Les ingérences politiques et économiques de la Chine en Birmanie
Une des plus puissantes factions de Birmanie a accepté la semaine dernière de se retirer d’une région connue pour ses rubis, commerce très lucratif. Un accord négocié par la Chine qui cherche à assurer ses intérêts économiques et sécuritaires et encourage à des élections législatives en Birmanie.
Avec
- Olivier Guillard, chercheur-associé à l’Institut d’études de géopolitique appliquée, directeur de l’information chez Crisis24 et chargé de cours à l’EDHEC
« Les efforts de Pékin pour garantir ses intérêts aggravent la crise politique en Birmanie », annoncent le Washington Post et le média birman The Irrawaddy qui accusent la Chine d’avoir saboté la révolution en soutenant la junte au pouvoir qui fait tant souffrir les civils birmans.

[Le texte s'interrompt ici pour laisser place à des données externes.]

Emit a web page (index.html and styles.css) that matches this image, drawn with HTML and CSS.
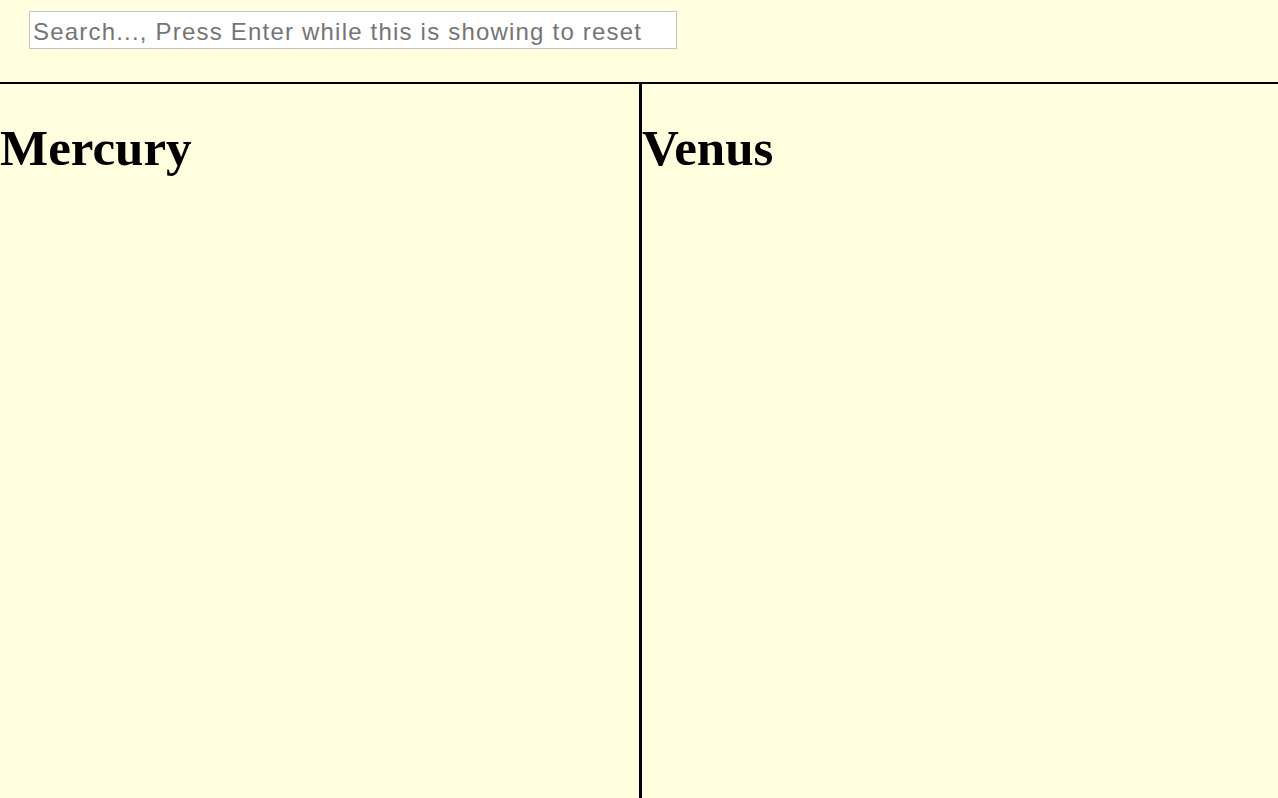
FILE: index.html
```html
<!DOCTYPE html>
<html>
<head>
<meta charset="utf-8">
<link rel="stylesheet" href="styles.css">
</head>
<body>
<header class="top">
  <input class="search" type="text" placeholder="Search..., Press Enter while this is showing to reset">
</header>
<main class="columns">
  <section class="col col-left"><h1 class="title">Mercury</h1></section>
  <section class="col"><h1 class="title">Venus</h1></section>
</main>
</body>
</html>
```
FILE: styles.css
```css
html, body {
  margin: 0;
  height: 100%;
  background: #ffffe0;
}
body {
  display: flex;
  flex-direction: column;
  font-family: "Liberation Serif", serif;
}
.top {
  height: 82px;
  box-sizing: border-box;
  padding: 11px 0 0 29px;
}
.search {
  box-sizing: border-box;
  width: 648px;
  height: 38px;
  margin: 0;
  padding: 3px 3px 0 3px;
  border: 1px solid #c4c4c4;
  background: #fff;
  font-family: "Liberation Sans", Arial, sans-serif;
  font-size: 24px;
  letter-spacing: 1.2px;
  color: #333;
  outline: none;
}
.search::placeholder {
  color: #757575;
}
.columns {
  flex: 1;
  display: grid;
  grid-template-columns: 642px 1fr;
  border-top: 2px solid #000;
}
.col-left {
  border-right: 3px solid #000;
}
.title {
  margin: 35px 0 0 0;
  font-size: 51px;
  font-weight: bold;
  color: #000;
}
```
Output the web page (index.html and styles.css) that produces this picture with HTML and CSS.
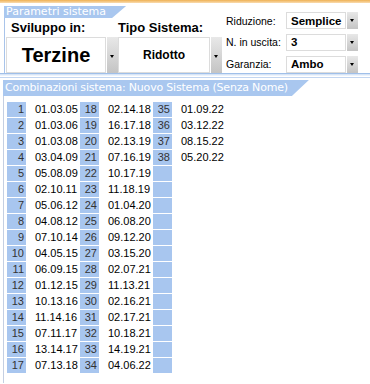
FILE: index.html
```html
<!DOCTYPE html>
<html lang="it">
<head>
    <meta charset="UTF-8">
    <title>Sistemi - Parametri</title>
    <link rel="stylesheet" href="styles.css">
</head>
<body>
<div class="topbar"></div>

<!-- Parametri del sistema -->
<section class="params">
    <div class="params-left">
        <div class="tab tab-small">Parametri sistema</div>
        <div class="params-box">
            <div class="field field-dev">
                <div class="caption">Sviluppo in:</div>
                <div class="combo combo-big">
                    <span class="combo-val">Terzine</span>
                    <span class="combo-btn"></span>
                </div>
            </div>
            <div class="field field-type">
                <div class="caption">Tipo Sistema:</div>
                <div class="combo combo-mid">
                    <span class="combo-val">Ridotto</span>
                    <span class="combo-btn"></span>
                </div>
            </div>
        </div>
    </div>
    <div class="opts">
        <label>Riduzione:</label>
        <div class="combo combo-small"><span class="combo-val">Semplice</span><span class="combo-btn"></span></div>
        <label>N. in uscita:</label>
        <div class="combo combo-small"><span class="combo-val">3</span><span class="combo-btn"></span></div>
        <label>Garanzia:</label>
        <div class="combo combo-small"><span class="combo-val">Ambo</span><span class="combo-btn"></span></div>
    </div>
</section>

<!-- Combinazioni -->
<section class="combos">
    <div class="tab tab-wide">Combinazioni sistema: Nuovo Sistema (Senza Nome)</div>
    <div class="grid" id="combGrid"></div>
</section>

<script>
    // colonne di 17 righe, come nella griglia originale
    let combinazioni = [
        "01.03.05", "01.03.06", "01.03.08", "03.04.09", "05.08.09", "02.10.11", "05.06.12", "04.08.12", "07.10.14",
        "04.05.15", "06.09.15", "01.12.15", "10.13.16", "11.14.16", "07.11.17", "13.14.17", "07.13.18",
        "02.14.18", "16.17.18", "02.13.19", "07.16.19", "10.17.19", "11.18.19", "01.04.20", "06.08.20", "09.12.20",
        "03.15.20", "02.07.21", "11.13.21", "02.16.21", "02.17.21", "10.18.21", "14.19.21", "04.06.22",
        "01.09.22", "03.12.22", "08.15.22", "05.20.22"
    ];
    let rows = 17;

    function renderGrid() {
        let grid = document.getElementById("combGrid");
        let html = "";
        for (let r = 0; r < rows; r++) {
            for (let c = 0; c < 3; c++) {
                let i = c * rows + r;
                let val = combinazioni[i];
                html += `<div class="num">${val ? i + 1 : ""}</div><div class="val">${val || ""}</div>`;
            }
        }
        grid.innerHTML = html;
    }

    renderGrid();
</script>
</body>
</html>
```

FILE: styles.css
```css
body { margin: 0; background: #fff; font-family: "Liberation Sans", Arial, sans-serif; width: 370px; height: 384px; overflow: hidden; }
.topbar { height: 3px; background: linear-gradient(#efb154, #f9dcb0); }

.tab { font-family: "DejaVu Sans", Verdana, sans-serif; font-size: 11px; color: #fff; background: #a9c7ef; white-space: nowrap; }
.tab-small { height: 12px; line-height: 12px; margin-top: 3px; padding: 0 20px 0 2px; width: max-content; clip-path: polygon(0 0, 100% 0, calc(100% - 14px) 100%, 0 100%); }
.tab-wide { height: 16px; line-height: 16px; padding: 0 21px 0 2px; width: max-content; letter-spacing: -0.2px; clip-path: polygon(0 0, 100% 0, calc(100% - 17px) 100%, 0 100%); }

.params { display: flex; padding-left: 4px; border-bottom: 1px solid #9fbfe9; box-shadow: 0 1px 0 #d7e5f7, 0 2px 0 #ecf3fc; }
.params-box { display: flex; border-left: 1px solid #a9c4ea; height: 55px; }
.field { display: flex; flex-direction: column; }
.field-dev { margin-left: 1px; width: 112px; }
.field-type { width: 104px; }
.caption { font-weight: bold; font-size: 13px; height: 19px; line-height: 20px; padding-left: 5px; color: #000; }
.field-type .caption { padding-left: 0; }

.combo { display: flex; }
.combo-val { flex: 1; border: 1px solid #dcdcdc; display: flex; align-items: center; justify-content: center; font-weight: bold; color: #000; }
.combo-btn { width: 11px; margin-left: 1px; background: linear-gradient(#e8e8e8, #c4c4c4); position: relative; }
.combo-btn::after { content: ""; position: absolute; left: 3px; top: 50%; border-left: 2.5px solid transparent; border-right: 2.5px solid transparent; border-top: 3px solid #000; }
.combo-big { height: 36px; }
.combo-big .combo-val { font-size: 20px; }
.combo-mid { height: 36px; }
.combo-mid .combo-val { font-size: 12px; }

.opts { display: grid; grid-template-columns: 60px 72px; row-gap: 4px; align-items: center; padding: 9px 0 0 4px; }
.opts label { font-size: 10.5px; color: #000; }
.combo-small { height: 17px; }
.combo-small .combo-val { justify-content: flex-start; padding-left: 4px; font-size: 11.5px; }
.combo-small .combo-btn::after { top: 7px; }

.combos { margin-top: 3px; border-top: 1px solid #c3d6f1; padding-top: 2px; }
.combos .tab { margin-left: 3px; }
.grid { display: grid; grid-template-columns: repeat(3, 19px 54px); grid-auto-rows: 15px; row-gap: 1px; margin: 0 0 0 3px; padding: 6px 0 10px 3px; border-left: 1px solid #c4cfe2; font-size: 11px; }
.num { background: #a8c6ef; color: #333; text-align: right; padding-right: 2px; line-height: 15px; }
.val { color: #000; padding-left: 9px; line-height: 15px; }
```
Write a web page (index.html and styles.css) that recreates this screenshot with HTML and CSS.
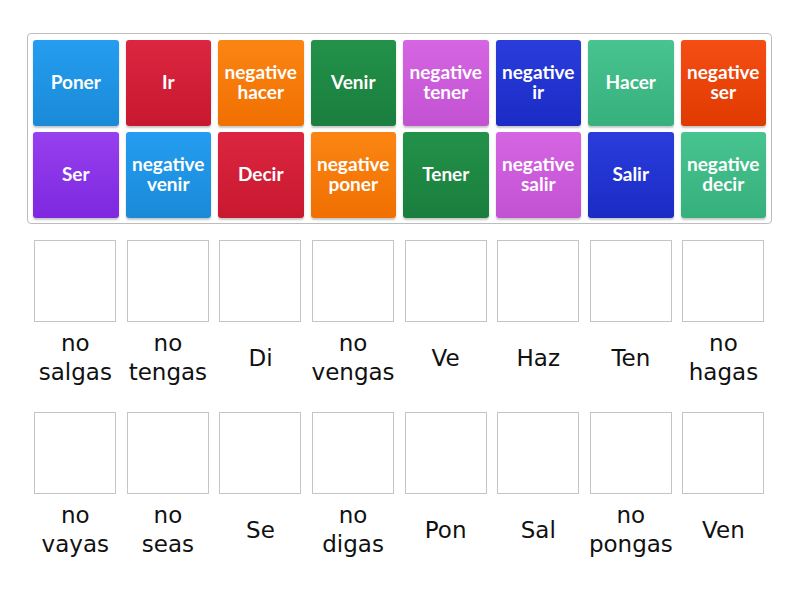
FILE: index.html
```html
<!DOCTYPE html>
<html>
<head>
<meta charset="utf-8">
<link rel="stylesheet" href="styles.css">
</head>
<body>
<div class="page">
  <div class="bank">
    <div class="tile c-blue">Poner</div>
    <div class="tile c-red">Ir</div>
    <div class="tile c-orange">negative hacer</div>
    <div class="tile c-green">Venir</div>
    <div class="tile c-pink">negative tener</div>
    <div class="tile c-navy">negative ir</div>
    <div class="tile c-teal">Hacer</div>
    <div class="tile c-vermil">negative ser</div>
    <div class="tile c-purple">Ser</div>
    <div class="tile c-blue">negative venir</div>
    <div class="tile c-red">Decir</div>
    <div class="tile c-orange">negative poner</div>
    <div class="tile c-green">Tener</div>
    <div class="tile c-pink">negative salir</div>
    <div class="tile c-navy">Salir</div>
    <div class="tile c-teal">negative decir</div>
  </div>

  <div class="targets">
    <div class="slot"><div class="box"></div><div class="label">no<br>salgas</div></div>
    <div class="slot"><div class="box"></div><div class="label">no<br>tengas</div></div>
    <div class="slot"><div class="box"></div><div class="label">Di</div></div>
    <div class="slot"><div class="box"></div><div class="label">no<br>vengas</div></div>
    <div class="slot"><div class="box"></div><div class="label">Ve</div></div>
    <div class="slot"><div class="box"></div><div class="label">Haz</div></div>
    <div class="slot"><div class="box"></div><div class="label">Ten</div></div>
    <div class="slot"><div class="box"></div><div class="label">no<br>hagas</div></div>

    <div class="slot"><div class="box"></div><div class="label">no<br>vayas</div></div>
    <div class="slot"><div class="box"></div><div class="label">no<br>seas</div></div>
    <div class="slot"><div class="box"></div><div class="label">Se</div></div>
    <div class="slot"><div class="box"></div><div class="label">no<br>digas</div></div>
    <div class="slot"><div class="box"></div><div class="label">Pon</div></div>
    <div class="slot"><div class="box"></div><div class="label">Sal</div></div>
    <div class="slot"><div class="box"></div><div class="label">no<br>pongas</div></div>
    <div class="slot"><div class="box"></div><div class="label">Ven</div></div>
  </div>
</div>
</body>
</html>
```

FILE: styles.css
```css
html, body {
  margin: 0;
  padding: 0;
  background: #ffffff;
}

.page {
  width: 800px;
  height: 600px;
  padding: 33px 0 0 27px;
  box-sizing: border-box;
  font-family: Lato, "Liberation Sans", sans-serif;
}

.bank {
  width: 745px;
  height: 191px;
  box-sizing: border-box;
  border: 1px solid #bdbdbd;
  border-radius: 4px;
  padding: 6px 5px 6px 5px;
  display: grid;
  grid-template-columns: repeat(8, 1fr);
  grid-template-rows: 86px 86px;
  column-gap: 7px;
  row-gap: 6px;
}

.tile {
  border-radius: 3px;
  display: flex;
  align-items: center;
  justify-content: center;
  text-align: center;
  color: #ffffff;
  font-weight: 700;
  font-size: 19px;
  line-height: 20px;
  padding: 0 2px 3px 2px;
  box-shadow: 0 2px 2px rgba(0, 0, 0, 0.22);
}

.c-blue   { background: linear-gradient(#259df0, #1a8ad8); }
.c-red    { background: linear-gradient(#dc2640, #c81830); }
.c-orange { background: linear-gradient(#fb8514, #f07000); }
.c-green  { background: linear-gradient(#239249, #1a7e3e); }
.c-pink   { background: linear-gradient(#d665e4, #c352d2); }
.c-navy   { background: linear-gradient(#2a3ddc, #1b2bc4); }
.c-teal   { background: linear-gradient(#48c490, #36b07c); }
.c-vermil { background: linear-gradient(#f44e14, #e03a00); }
.c-purple { background: linear-gradient(#9640ee, #7e28e0); }

.targets {
  margin-top: 16px;
  margin-left: 2px;
  width: 741px;
  display: grid;
  grid-template-columns: repeat(8, 92.6px);
  row-gap: 25px;
}

.slot {
  display: flex;
  flex-direction: column;
  align-items: center;
}

.box {
  width: 80px;
  height: 80px;
  border: 1px solid #c4c4c4;
  background: #ffffff;
  flex: none;
}

.label {
  margin-top: 7px;
  width: 92px;
  height: 58px;
  display: flex;
  align-items: center;
  justify-content: center;
  text-align: center;
  white-space: nowrap;
  font-family: "DejaVu Sans", Verdana, sans-serif;
  font-size: 23px;
  line-height: 29px;
  color: #111111;
}
```
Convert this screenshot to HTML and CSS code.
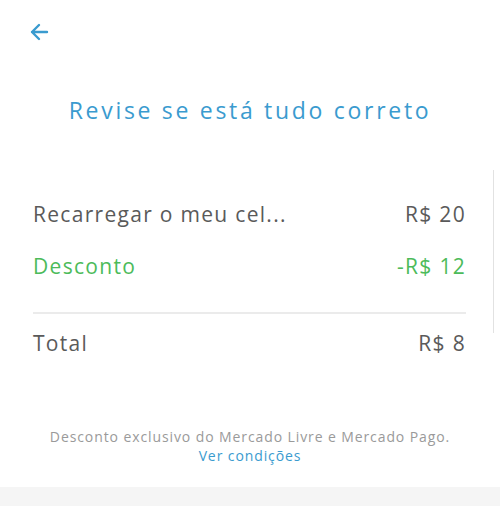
FILE: index.html
```html
<!DOCTYPE html>
<html>
<head>
  <title>Revise se está tudo correto</title>
  <link rel="stylesheet" href="styles.css">
</head>
<body>
  <div class="review">
    <div class="topbar">
      <a class="back" href="#">
        <svg width="20" height="20" viewBox="0 0 20 20">
          <path d="M18 10H3M10 3L3 10l7 7" fill="none" stroke="#3a9bcf" stroke-width="2.4" stroke-linecap="round" stroke-linejoin="round"/>
        </svg>
      </a>
    </div>

    <h1 class="title">Revise se está tudo correto</h1>

    <div class="summary">
      <div class="line">
        <span>Recarregar o meu cel...</span>
        <span>R$ 20</span>
      </div>
      <div class="line discount">
        <span>Desconto</span>
        <span>-R$ 12</span>
      </div>
      <div class="divider"></div>
      <div class="line total">
        <span>Total</span>
        <span>R$ 8</span>
      </div>
    </div>

    <div class="terms">
      <p>Desconto exclusivo do Mercado Livre e Mercado Pago.</p>
      <a href="#">Ver condições</a>
    </div>
  </div>
  <div class="bottom"></div>
</body>
</html>
```

FILE: styles.css
```css
body {
  margin: 0;
  background: #fff;
  font-family: "Open Sans", Arial, sans-serif;
  color: #5a5a5a;
}
.review {
  position: relative;
  height: 487px;
}
.review::after {
  content: "";
  position: absolute;
  left: 493px;
  top: 170px;
  width: 1px;
  height: 163px;
  background: #e2e2e2;
}
.topbar {
  height: 64px;
  display: flex;
  align-items: center;
  padding-left: 29px;
}
.back {
  display: flex;
}
.title {
  margin: 32px 0 0;
  text-align: center;
  font-size: 23px;
  line-height: 28px;
  letter-spacing: 2.7px;
  font-weight: normal;
  color: #3a9bcf;
}
.summary {
  margin-top: 64px;
  padding: 0 34px 0 33px;
}
.line {
  display: flex;
  justify-content: space-between;
  font-size: 21px;
  line-height: 24px;
  letter-spacing: 1.3px;
  padding: 14px 0;
}
.discount {
  color: #4cbb5a;
}
.divider {
  margin-top: 20px;
  height: 2px;
  background: #ebebeb;
}
.total {
  padding-top: 17px;
}
.terms {
  margin-top: 58px;
  text-align: center;
  font-size: 14px;
  line-height: 19px;
  letter-spacing: 0.9px;
  color: #9a9a9a;
}
.terms p {
  margin: 0;
}
.terms a {
  color: #3a9bcf;
  text-decoration: none;
}
.bottom {
  height: 19px;
  background: #f5f5f5;
}
```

Alors que le pays est déchiré par la guerre depuis 2021, avec des partisans prodémocratie et des groupes rebelles ethniques qui contrôlent désormais de vastes régions de la Birmanie et qui espèrent faire chuter la junte, les militaires au pouvoir sont, eux, soutenus par Pékin, affirme le Washington Post.
La Chine, qui partage 2 100 km de frontière avec la Birmanie, a vu plus de 160 attaques affecter ses investissements entre janvier 2024 et mars de cette année, selon les données de Janes, une société de renseignement de défense britannique citée par le Washington Post. Des groupes rebelles birmans ont pris le contrôle de certains projets chinois. En réponse, note le Washington Post, la Chine a promis une aide de plusieurs milliards de dollars à la junte birmane, et les entreprises publiques chinoises contribuent de plus en plus à armer l’armée, selon des groupes de surveillance tels que Le Conseil consultatif spécial pour la Birmanie. « Le président chinois Xi Jinping a rencontré publiquement Min Aung Hlaing [NDLR : le chef de la junte birmane] à deux reprises cette année », rapporte le Washington Post, dans une tentative de renforcer la légitimité de la junte.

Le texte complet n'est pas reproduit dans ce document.